Several years ago, my husband converted me to Google calendar (which I still love, by the way, for our shared family planner), and when that happened, I gave up my circa 1998 black leather Day Runner without looking back. All that time spent transferring phone numbers and birthdays every January—who needed it? Not me! I was a citizen of the Digital Age.
But this January I got a hankering again for one of those little bundles of organization. You know, the tabs for notes, the address book, the nifty little slots for business cards, and the cute zip lock pouch. I couldn’t put my finger on why, exactly, I wanted to go retro, but there it was. Unfortunately, the pickins’ were slim Office Max in that beloved 5X7” size I loved so well. In fact, I don’t even think they had a Day Runner. I contemplated a Filofax from Amazon. I even looked at printables on Etsy. Bah.
About the same time, a couple of the vloggers I follow unboxed their Erin Condren planners and I think I can safely “blame” Michele1218’s video for pushing me over the edge. (I knew a teacher who used one of EC’s teacher planners, but I didn’t know about her Life Planners.) So I stalked the site online for a few days and joined a couple Facebook groups just to see what the fuss was about.

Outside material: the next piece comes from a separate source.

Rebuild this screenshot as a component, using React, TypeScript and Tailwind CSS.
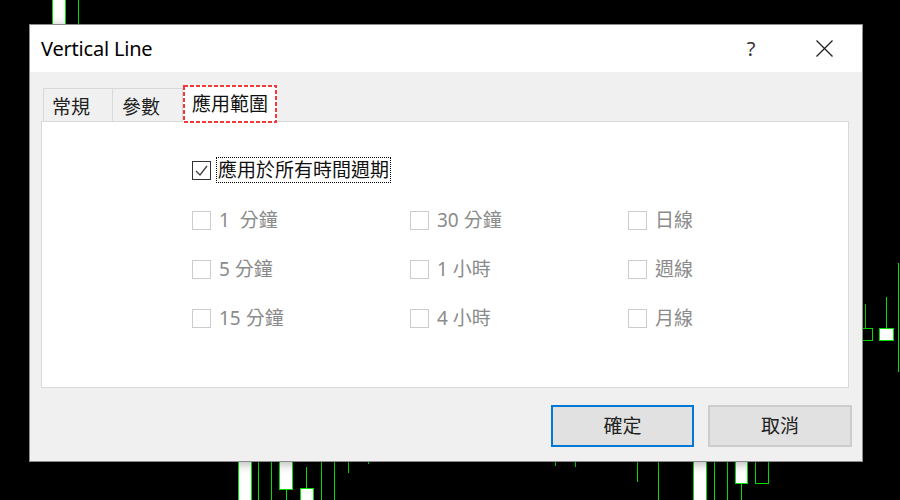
import React from "react";

const FONT = '"Noto Sans", "Noto Sans CJK TC", sans-serif';

type Seg = { x: number; y1: number; y2: number };
type Body = { x1: number; x2: number; y1: number; y2: number; fill: string };

const lines: Seg[] = [
  { x: 78, y1: 0, y2: 24 },
  { x: 258, y1: 462, y2: 500 },
  { x: 271, y1: 462, y2: 500 },
  { x: 286, y1: 488, y2: 500 },
  { x: 306, y1: 467, y2: 489 },
  { x: 321, y1: 462, y2: 500 },
  { x: 334, y1: 462, y2: 500 },
  { x: 348, y1: 462, y2: 473 },
  { x: 368, y1: 462, y2: 464 },
  { x: 555, y1: 462, y2: 466 },
  { x: 575, y1: 462, y2: 467 },
  { x: 637, y1: 462, y2: 482 },
  { x: 658, y1: 462, y2: 500 },
  { x: 714, y1: 462, y2: 500 },
  { x: 727, y1: 462, y2: 500 },
  { x: 741, y1: 482, y2: 500 },
  { x: 865, y1: 304, y2: 341 },
  { x: 886, y1: 297, y2: 339 },
  { x: 898, y1: 263, y2: 372 },
];

const bodies: Body[] = [
  { x1: 52, x2: 65, y1: -2, y2: 26, fill: "#ffffff" },
  { x1: 238, x2: 251, y1: 460, y2: 502, fill: "#ffffff" },
  { x1: 279, x2: 292, y1: 460, y2: 489, fill: "#ffffff" },
  { x1: 300, x2: 313, y1: 488, y2: 502, fill: "#ffffff" },
  { x1: 693, x2: 706, y1: 460, y2: 502, fill: "#ffffff" },
  { x1: 735, x2: 747, y1: 460, y2: 483, fill: "#ffffff" },
  { x1: 755, x2: 768, y1: 460, y2: 483, fill: "#000000" },
  { x1: 858, x2: 872, y1: 328, y2: 340, fill: "#000000" },
  { x1: 879, x2: 893, y1: 328, y2: 340, fill: "#ffffff" },
];

function Chart() {
  return (
    <svg className="absolute inset-0" width={900} height={500}>
      {lines.map((l, i) => (
        <line key={i} x1={l.x + 0.5} x2={l.x + 0.5} y1={l.y1} y2={l.y2} stroke="#00e000" strokeWidth={1} />
      ))}
      {bodies.map((b, i) => (
        <rect
          key={i}
          x={b.x1 + 0.5}
          y={b.y1 + 0.5}
          width={b.x2 - b.x1}
          height={b.y2 - b.y1}
          fill={b.fill}
          stroke="#00e000"
          strokeWidth={1}
        />
      ))}
    </svg>
  );
}

function Box({ checked, disabled }: { checked?: boolean; disabled?: boolean }) {
  return (
    <div
      className={
        "w-[19px] h-[19px] shrink-0 border bg-white flex items-center justify-center " +
        (disabled ? "border-[#cccccc]" : "border-[#333333]")
      }
    >
      {checked && (
        <svg width={17} height={17} viewBox="0 0 17 17">
          <polyline points="3,9 7,13 14,4" fill="none" stroke="#444" strokeWidth={1.4} />
        </svg>
      )}
    </div>
  );
}

function Item({ label }: { label: string }) {
  return (
    <div className="w-[218px] flex items-center">
      <Box disabled />
      <span className="ml-[8px] text-[19px] leading-[24px] text-[#8b8b8b] whitespace-pre">{label}</span>
    </div>
  );
}

export default function App() {
  const rows = [
    ["1  分鐘", "30 分鐘", "日線"],
    ["5 分鐘", "1 小時", "週線"],
    ["15 分鐘", "4 小時", "月線"],
  ];
  return (
    <div className="relative w-[900px] h-[500px] bg-black overflow-hidden" style={{ fontFamily: FONT }}>
      <Chart />
      <div className="absolute left-[29px] top-[24px] w-[834px] h-[438px] border border-[#8c8c8c] flex flex-col shadow-[0_2px_10px_rgba(0,0,0,0.3)]">
        {/* title bar */}
        <div className="h-[47px] bg-white flex items-center shrink-0">
          <span className="ml-[11px] text-[20px] tracking-[-0.2px] text-black">Vertical Line</span>
          <div className="ml-auto mr-[15px] flex items-center gap-[27px]">
            <div className="w-[46px] flex justify-center text-[20px] text-[#333]">?</div>
            <div className="w-[46px] flex justify-center">
              <svg width={17} height={17} viewBox="0 0 17 17">
                <line x1={0.5} y1={0.5} x2={16.5} y2={16.5} stroke="#222" strokeWidth={1.2} />
                <line x1={16.5} y1={0.5} x2={0.5} y2={16.5} stroke="#222" strokeWidth={1.2} />
              </svg>
            </div>
          </div>
        </div>
        {/* body */}
        <div className="flex-1 bg-[#f0f0f0] flex flex-col pl-[11px] pt-[13px]">
          {/* tabs */}
          <div className="h-[36px] flex items-end ml-[2px] relative z-10">
            <div className="w-[70px] h-[33px] border border-b-0 border-[#d9d9d9] pl-[8px] flex items-center text-[19px] text-[#222] pt-[4px]">
              常規
            </div>
            <div className="w-[70px] h-[33px] border-t border-r border-[#d9d9d9] pl-[9px] flex items-center text-[19px] text-[#222] pt-[4px]">
              參數
            </div>
            <div className="relative w-[94px] h-[38px] -mb-[2px] bg-white pl-[9px] flex items-center text-[19px] text-[#111]">
              應用範圍
              <svg className="absolute inset-0" width={94} height={38}>
                <rect x={1} y={1} width={92} height={36} fill="none" stroke="#f23a3a" strokeWidth={2} strokeDasharray="4 2" />
              </svg>
            </div>
          </div>
          {/* panel */}
          <div className="w-[808px] h-[267px] bg-white border border-[#d9d9d9] pl-[150px] pt-[35px]">
            <div className="flex items-center">
              <Box checked />
              <span className="ml-[5px] border border-dotted border-black px-[1px] h-[26px] flex items-center text-[19px] text-[#111]">
                應用於所有時間週期
              </span>
            </div>
            <div className="mt-[25px] flex flex-col">
              {rows.map((r, i) => (
                <div key={i} className="h-[49px] flex items-start">
                  {r.map((l) => (
                    <Item key={l} label={l} />
                  ))}
                </div>
              ))}
            </div>
          </div>
          {/* buttons */}
          <div className="mt-[17px] flex justify-end gap-[14px] pr-[10px]">
            <button className="w-[143px] h-[42px] bg-[#e1e1e1] border-2 border-[#0078d7] text-[19px] text-[#222]">
              確定
            </button>
            <button className="w-[144px] h-[42px] bg-[#e1e1e1] border-2 border-[#cccccc] text-[19px] text-[#222]">
              取消
            </button>
          </div>
        </div>
      </div>
    </div>
  );
}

What I liked about this new wave of paper planner addicts was their penchant for embellishing their weeks, very much like the scrapbooking I do. Now, some of it is a little overboard for my taste, but it looked fun, all the same. I also liked their DIY spirit–all these women laminating scrapbook paper to make something called a dashboard; cutting the Life Planner apart and re-punching it to fit a Filofax; making their own customized stickers, for goshsakes (and buying $150 Silhouettes to do so!); runs to Target to see if the Dollar Spot had added Easter post-it flags; back and forth flurries of RAKs (Random Acts of Kindness) in which planner junkies send a small package of planner goodies to surprise another junkie.
I was in.
Ten days later I had my very own Ready to Ship Life Planner, complete with a some extra doo-dads: a few cards and stickers, a couple of paper clips. And that much talked about coupon code I needed to customize a cover of my very own.
I love it. Like I said, my tastes run to the understated. I had a couple early mis-buys: shiny vinyl stickers in bright primary colors, some pastel Sharpies that just aren’t me. But a couple hours of browse time later (and a quick run to Hobby Lobby) and I found my look in the sticker line Sn@p by Simple Stories—they’re happy, but not cutesy, in muted colors that are a perfect complement to the Erin Condren palette.
What’s this craze all about? Let’s face it, life is hectic. I’ve got appointments and shopping lists and work outs and school deadlines and birthday parties and church … you get the idea. All that hectivity can sometimes whorl around me, kind of like the cloud that surrounds Charley Brown’s Pig-Pen character. Putting it down on paper gets it out of my head–it’s a physical way I can control the, well, uncontrollable.
So that’s the fancy pants reason for you–but it’s also plain old fun!